Exercise goal: All lines from the beginning of the listing through the line with "</CloseBar>" are to be copied word for word; the pictures are not.

Data section:
- - - - -
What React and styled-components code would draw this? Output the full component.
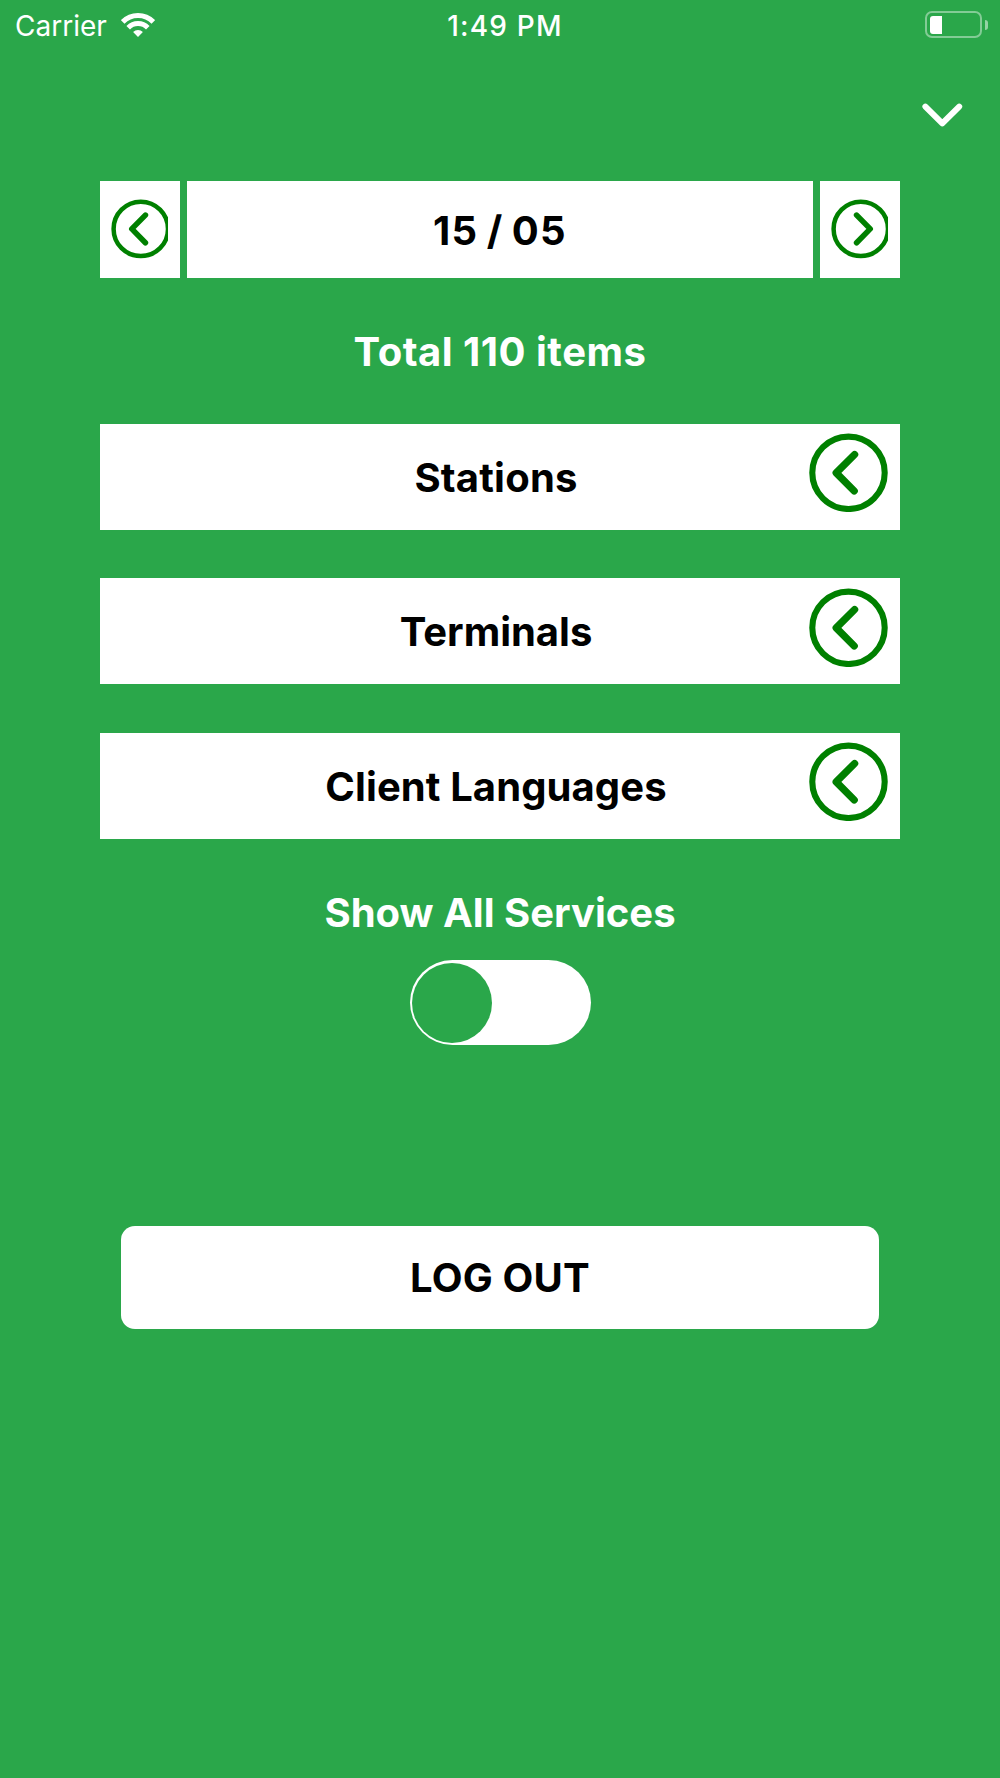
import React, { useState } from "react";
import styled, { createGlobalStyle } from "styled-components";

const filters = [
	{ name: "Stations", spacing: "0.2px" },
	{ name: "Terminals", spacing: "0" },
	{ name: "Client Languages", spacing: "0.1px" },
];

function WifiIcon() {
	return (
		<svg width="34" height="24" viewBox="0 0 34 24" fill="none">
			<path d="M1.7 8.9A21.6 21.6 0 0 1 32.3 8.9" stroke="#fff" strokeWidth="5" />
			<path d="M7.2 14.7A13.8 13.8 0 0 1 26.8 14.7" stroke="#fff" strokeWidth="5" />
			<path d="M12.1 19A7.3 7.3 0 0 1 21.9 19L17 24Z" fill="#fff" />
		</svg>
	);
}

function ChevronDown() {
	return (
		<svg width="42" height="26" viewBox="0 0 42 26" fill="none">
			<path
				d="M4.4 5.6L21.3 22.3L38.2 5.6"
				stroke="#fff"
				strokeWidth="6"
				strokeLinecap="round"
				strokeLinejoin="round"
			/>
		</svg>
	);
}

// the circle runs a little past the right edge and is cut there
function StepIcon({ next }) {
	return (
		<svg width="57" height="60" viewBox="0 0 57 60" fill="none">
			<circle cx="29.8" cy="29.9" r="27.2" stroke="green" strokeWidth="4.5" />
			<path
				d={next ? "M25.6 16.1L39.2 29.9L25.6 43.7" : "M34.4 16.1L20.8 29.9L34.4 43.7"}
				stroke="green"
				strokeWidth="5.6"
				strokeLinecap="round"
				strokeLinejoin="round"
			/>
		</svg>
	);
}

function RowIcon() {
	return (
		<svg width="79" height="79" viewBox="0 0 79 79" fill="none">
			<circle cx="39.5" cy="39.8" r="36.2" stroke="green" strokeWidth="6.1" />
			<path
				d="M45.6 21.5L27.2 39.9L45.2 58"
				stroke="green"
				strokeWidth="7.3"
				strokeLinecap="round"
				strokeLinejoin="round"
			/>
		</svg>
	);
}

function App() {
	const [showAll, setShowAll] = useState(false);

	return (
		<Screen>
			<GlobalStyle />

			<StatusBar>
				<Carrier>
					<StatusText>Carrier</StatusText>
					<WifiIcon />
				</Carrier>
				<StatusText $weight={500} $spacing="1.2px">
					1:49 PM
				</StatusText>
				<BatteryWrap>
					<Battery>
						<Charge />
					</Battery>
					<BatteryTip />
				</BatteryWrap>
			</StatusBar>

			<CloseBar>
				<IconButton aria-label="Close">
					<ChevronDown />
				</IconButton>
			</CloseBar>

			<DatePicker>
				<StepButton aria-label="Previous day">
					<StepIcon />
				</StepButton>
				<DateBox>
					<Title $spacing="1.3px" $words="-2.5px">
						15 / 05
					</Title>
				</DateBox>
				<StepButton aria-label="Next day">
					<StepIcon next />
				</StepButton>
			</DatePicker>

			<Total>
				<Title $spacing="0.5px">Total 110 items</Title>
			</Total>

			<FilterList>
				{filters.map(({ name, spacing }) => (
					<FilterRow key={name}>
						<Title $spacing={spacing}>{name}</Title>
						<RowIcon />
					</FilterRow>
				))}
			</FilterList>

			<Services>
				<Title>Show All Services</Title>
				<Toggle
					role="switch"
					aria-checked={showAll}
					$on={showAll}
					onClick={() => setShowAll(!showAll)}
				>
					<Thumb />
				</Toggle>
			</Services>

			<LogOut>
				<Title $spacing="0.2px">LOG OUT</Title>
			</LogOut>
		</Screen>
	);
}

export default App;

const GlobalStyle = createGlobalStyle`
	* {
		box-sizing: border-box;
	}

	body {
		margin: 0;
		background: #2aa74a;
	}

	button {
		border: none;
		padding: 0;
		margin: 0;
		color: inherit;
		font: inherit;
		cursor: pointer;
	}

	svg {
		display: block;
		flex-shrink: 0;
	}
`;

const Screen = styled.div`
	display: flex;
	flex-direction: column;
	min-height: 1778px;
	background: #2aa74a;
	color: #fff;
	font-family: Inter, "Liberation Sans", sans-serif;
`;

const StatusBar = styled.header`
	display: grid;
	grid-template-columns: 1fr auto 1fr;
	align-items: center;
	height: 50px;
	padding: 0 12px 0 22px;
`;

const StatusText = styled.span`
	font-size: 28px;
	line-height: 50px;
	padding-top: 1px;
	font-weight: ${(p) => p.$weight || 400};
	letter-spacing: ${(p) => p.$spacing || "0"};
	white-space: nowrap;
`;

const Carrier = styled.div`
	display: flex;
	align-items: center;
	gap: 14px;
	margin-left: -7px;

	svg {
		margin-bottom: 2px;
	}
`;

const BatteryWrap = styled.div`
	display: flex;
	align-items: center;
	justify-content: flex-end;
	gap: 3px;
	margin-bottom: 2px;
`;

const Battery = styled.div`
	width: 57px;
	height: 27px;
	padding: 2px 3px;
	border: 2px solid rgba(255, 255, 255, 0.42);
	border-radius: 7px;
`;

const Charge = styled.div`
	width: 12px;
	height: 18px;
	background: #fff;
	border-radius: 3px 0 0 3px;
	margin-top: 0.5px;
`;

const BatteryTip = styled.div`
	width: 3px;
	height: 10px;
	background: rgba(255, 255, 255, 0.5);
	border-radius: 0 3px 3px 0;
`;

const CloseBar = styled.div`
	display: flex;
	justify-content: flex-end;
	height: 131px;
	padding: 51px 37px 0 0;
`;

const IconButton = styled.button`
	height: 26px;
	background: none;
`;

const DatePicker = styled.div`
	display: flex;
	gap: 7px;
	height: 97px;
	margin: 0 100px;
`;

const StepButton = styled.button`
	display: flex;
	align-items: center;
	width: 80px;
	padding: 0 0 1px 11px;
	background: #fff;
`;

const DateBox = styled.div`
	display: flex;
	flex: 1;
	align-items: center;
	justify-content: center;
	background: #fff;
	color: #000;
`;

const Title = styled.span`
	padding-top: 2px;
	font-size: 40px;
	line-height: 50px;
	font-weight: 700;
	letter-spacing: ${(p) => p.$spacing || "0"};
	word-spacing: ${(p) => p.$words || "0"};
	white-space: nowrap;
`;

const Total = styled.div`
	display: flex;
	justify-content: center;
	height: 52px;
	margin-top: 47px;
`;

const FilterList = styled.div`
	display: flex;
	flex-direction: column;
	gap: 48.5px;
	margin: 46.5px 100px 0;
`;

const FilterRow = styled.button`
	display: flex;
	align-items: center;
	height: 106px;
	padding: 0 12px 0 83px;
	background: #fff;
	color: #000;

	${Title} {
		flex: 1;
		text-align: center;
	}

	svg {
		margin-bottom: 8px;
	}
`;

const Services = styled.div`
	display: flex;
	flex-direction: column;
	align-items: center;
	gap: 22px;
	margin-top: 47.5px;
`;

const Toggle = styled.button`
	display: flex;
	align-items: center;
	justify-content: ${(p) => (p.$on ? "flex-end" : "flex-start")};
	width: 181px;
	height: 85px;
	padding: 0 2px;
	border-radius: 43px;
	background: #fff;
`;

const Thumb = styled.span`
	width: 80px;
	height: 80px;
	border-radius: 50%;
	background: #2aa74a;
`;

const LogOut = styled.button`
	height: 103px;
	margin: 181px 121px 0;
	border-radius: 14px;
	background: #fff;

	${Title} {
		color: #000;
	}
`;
- - - - -
The response:
What React and styled-components code would draw this? Output the full component.
import React, { useState } from "react";
import styled, { createGlobalStyle } from "styled-components";

const filters = [
	{ name: "Stations", spacing: "0.2px" },
	{ name: "Terminals", spacing: "0" },
	{ name: "Client Languages", spacing: "0.1px" },
];

function WifiIcon() {
	return (
		<svg width="34" height="24" viewBox="0 0 34 24" fill="none">
			<path d="M1.7 8.9A21.6 21.6 0 0 1 32.3 8.9" stroke="#fff" strokeWidth="5" />
			<path d="M7.2 14.7A13.8 13.8 0 0 1 26.8 14.7" stroke="#fff" strokeWidth="5" />
			<path d="M12.1 19A7.3 7.3 0 0 1 21.9 19L17 24Z" fill="#fff" />
		</svg>
	);
}

function ChevronDown() {
	return (
		<svg width="42" height="26" viewBox="0 0 42 26" fill="none">
			<path
				d="M4.4 5.6L21.3 22.3L38.2 5.6"
				stroke="#fff"
				strokeWidth="6"
				strokeLinecap="round"
				strokeLinejoin="round"
			/>
		</svg>
	);
}

// the circle runs a little past the right edge and is cut there
function StepIcon({ next }) {
	return (
		<svg width="57" height="60" viewBox="0 0 57 60" fill="none">
			<circle cx="29.8" cy="29.9" r="27.2" stroke="green" strokeWidth="4.5" />
			<path
				d={next ? "M25.6 16.1L39.2 29.9L25.6 43.7" : "M34.4 16.1L20.8 29.9L34.4 43.7"}
				stroke="green"
				strokeWidth="5.6"
				strokeLinecap="round"
				strokeLinejoin="round"
			/>
		</svg>
	);
}

function RowIcon() {
	return (
		<svg width="79" height="79" viewBox="0 0 79 79" fill="none">
			<circle cx="39.5" cy="39.8" r="36.2" stroke="green" strokeWidth="6.1" />
			<path
				d="M45.6 21.5L27.2 39.9L45.2 58"
				stroke="green"
				strokeWidth="7.3"
				strokeLinecap="round"
				strokeLinejoin="round"
			/>
		</svg>
	);
}

function App() {
	const [showAll, setShowAll] = useState(false);

	return (
		<Screen>
			<GlobalStyle />

			<StatusBar>
				<Carrier>
					<StatusText>Carrier</StatusText>
					<WifiIcon />
				</Carrier>
				<StatusText $weight={500} $spacing="1.2px">
					1:49 PM
				</StatusText>
				<BatteryWrap>
					<Battery>
						<Charge />
					</Battery>
					<BatteryTip />
				</BatteryWrap>
			</StatusBar>

			<CloseBar>
				<IconButton aria-label="Close">
					<ChevronDown />
				</IconButton>
			</CloseBar>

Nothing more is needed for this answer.